**Your instructions**
Spot each line in the records below where the word "screenshot" occurs, then copy it.

**Data extract**
........
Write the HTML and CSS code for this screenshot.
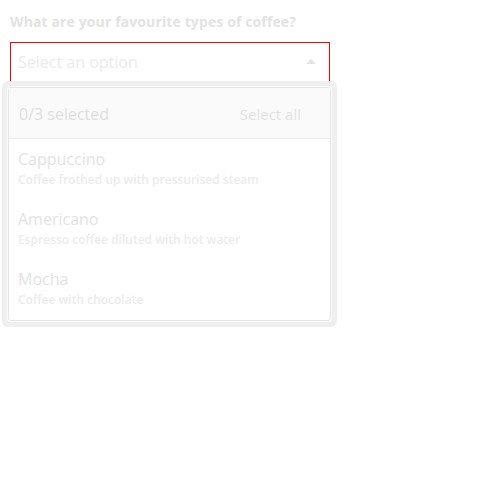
........
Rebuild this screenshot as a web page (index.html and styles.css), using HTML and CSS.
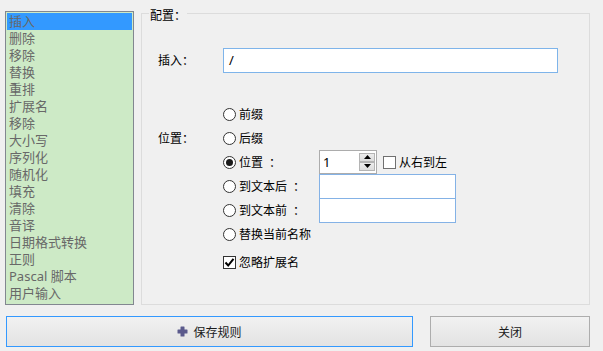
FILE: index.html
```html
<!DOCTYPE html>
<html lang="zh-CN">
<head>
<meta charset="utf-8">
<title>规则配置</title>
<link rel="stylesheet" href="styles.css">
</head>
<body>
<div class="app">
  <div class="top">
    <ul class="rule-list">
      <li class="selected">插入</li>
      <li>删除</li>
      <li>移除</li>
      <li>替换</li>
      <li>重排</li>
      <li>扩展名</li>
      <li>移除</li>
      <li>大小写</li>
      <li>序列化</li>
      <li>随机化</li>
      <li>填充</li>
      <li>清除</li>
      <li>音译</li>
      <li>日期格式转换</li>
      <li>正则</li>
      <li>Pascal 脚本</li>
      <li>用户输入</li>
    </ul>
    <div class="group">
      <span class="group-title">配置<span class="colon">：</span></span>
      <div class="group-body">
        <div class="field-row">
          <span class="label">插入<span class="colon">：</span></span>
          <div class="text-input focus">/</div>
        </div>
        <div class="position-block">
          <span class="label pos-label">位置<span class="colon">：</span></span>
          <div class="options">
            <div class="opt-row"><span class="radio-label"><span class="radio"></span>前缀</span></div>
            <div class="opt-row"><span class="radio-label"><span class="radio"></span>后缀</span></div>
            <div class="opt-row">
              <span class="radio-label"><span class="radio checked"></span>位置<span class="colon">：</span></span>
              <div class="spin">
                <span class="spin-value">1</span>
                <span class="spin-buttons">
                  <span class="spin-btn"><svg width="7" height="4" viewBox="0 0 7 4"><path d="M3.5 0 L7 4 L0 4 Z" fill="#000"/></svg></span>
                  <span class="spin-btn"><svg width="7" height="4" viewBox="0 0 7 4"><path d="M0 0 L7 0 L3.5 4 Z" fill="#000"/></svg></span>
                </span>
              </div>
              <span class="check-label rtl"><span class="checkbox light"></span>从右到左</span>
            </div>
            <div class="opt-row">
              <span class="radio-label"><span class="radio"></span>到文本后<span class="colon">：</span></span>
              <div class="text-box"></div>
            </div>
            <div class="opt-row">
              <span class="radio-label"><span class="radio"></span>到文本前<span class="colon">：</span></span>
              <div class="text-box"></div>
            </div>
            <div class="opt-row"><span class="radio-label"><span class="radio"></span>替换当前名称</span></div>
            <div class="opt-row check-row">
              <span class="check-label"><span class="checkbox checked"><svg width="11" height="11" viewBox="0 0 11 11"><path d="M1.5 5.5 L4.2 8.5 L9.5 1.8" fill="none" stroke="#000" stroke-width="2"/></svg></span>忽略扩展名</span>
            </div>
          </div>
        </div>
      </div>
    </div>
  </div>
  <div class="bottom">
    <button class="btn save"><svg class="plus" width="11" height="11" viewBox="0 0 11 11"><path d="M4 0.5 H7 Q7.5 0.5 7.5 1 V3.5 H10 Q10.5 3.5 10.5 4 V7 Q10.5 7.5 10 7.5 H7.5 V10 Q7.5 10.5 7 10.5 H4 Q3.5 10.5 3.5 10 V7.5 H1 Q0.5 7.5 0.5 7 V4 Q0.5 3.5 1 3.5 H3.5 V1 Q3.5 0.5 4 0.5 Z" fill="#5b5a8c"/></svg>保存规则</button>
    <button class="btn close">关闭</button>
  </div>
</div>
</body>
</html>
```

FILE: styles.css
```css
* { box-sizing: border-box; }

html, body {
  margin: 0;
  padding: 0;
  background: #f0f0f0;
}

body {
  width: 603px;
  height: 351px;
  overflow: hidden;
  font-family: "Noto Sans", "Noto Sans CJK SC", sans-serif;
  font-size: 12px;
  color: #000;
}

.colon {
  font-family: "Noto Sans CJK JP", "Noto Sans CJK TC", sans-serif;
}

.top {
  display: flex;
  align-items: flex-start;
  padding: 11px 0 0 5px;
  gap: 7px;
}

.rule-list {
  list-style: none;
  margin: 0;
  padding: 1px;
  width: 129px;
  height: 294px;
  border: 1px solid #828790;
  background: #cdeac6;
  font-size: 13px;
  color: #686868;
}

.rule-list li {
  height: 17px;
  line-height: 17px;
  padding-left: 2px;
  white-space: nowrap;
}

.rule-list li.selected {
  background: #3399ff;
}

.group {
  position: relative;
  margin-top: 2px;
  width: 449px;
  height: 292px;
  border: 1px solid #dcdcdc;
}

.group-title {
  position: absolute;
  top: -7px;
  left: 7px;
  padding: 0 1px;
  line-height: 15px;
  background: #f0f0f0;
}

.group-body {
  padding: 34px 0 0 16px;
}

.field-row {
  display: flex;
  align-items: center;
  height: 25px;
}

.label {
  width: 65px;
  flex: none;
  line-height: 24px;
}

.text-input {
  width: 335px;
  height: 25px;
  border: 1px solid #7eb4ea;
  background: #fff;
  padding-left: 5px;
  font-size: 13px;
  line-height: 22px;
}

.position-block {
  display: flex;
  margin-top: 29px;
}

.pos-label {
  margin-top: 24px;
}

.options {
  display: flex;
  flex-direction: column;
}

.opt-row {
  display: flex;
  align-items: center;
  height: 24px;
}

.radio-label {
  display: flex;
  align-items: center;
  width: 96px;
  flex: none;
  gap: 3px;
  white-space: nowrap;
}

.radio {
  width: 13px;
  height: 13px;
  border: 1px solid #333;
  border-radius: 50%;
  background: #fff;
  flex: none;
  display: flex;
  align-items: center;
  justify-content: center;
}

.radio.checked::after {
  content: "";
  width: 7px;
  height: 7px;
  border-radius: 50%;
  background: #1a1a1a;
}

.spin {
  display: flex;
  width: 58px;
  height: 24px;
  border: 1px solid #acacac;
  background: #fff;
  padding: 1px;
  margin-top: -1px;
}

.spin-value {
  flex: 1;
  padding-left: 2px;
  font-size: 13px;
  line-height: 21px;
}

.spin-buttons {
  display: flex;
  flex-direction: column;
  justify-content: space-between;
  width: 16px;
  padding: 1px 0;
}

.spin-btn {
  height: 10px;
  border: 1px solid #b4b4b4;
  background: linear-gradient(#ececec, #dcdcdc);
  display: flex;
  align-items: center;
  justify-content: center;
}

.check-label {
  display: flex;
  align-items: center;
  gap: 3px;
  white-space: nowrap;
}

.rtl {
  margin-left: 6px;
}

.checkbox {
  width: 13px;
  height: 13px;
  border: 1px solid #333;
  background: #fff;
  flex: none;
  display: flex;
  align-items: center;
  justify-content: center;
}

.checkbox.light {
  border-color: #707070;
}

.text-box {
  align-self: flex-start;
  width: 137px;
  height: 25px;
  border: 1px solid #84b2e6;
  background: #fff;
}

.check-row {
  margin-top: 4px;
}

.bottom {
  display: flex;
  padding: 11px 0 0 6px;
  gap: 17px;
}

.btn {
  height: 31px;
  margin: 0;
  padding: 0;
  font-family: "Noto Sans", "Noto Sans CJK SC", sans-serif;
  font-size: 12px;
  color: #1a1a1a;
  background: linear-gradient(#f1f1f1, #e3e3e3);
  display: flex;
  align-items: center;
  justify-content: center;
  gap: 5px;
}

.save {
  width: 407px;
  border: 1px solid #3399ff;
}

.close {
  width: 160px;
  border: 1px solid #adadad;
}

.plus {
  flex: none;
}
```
........
**Complete answer**
Write the HTML and CSS code for this screenshot.
Rebuild this screenshot as a web page (index.html and styles.css), using HTML and CSS.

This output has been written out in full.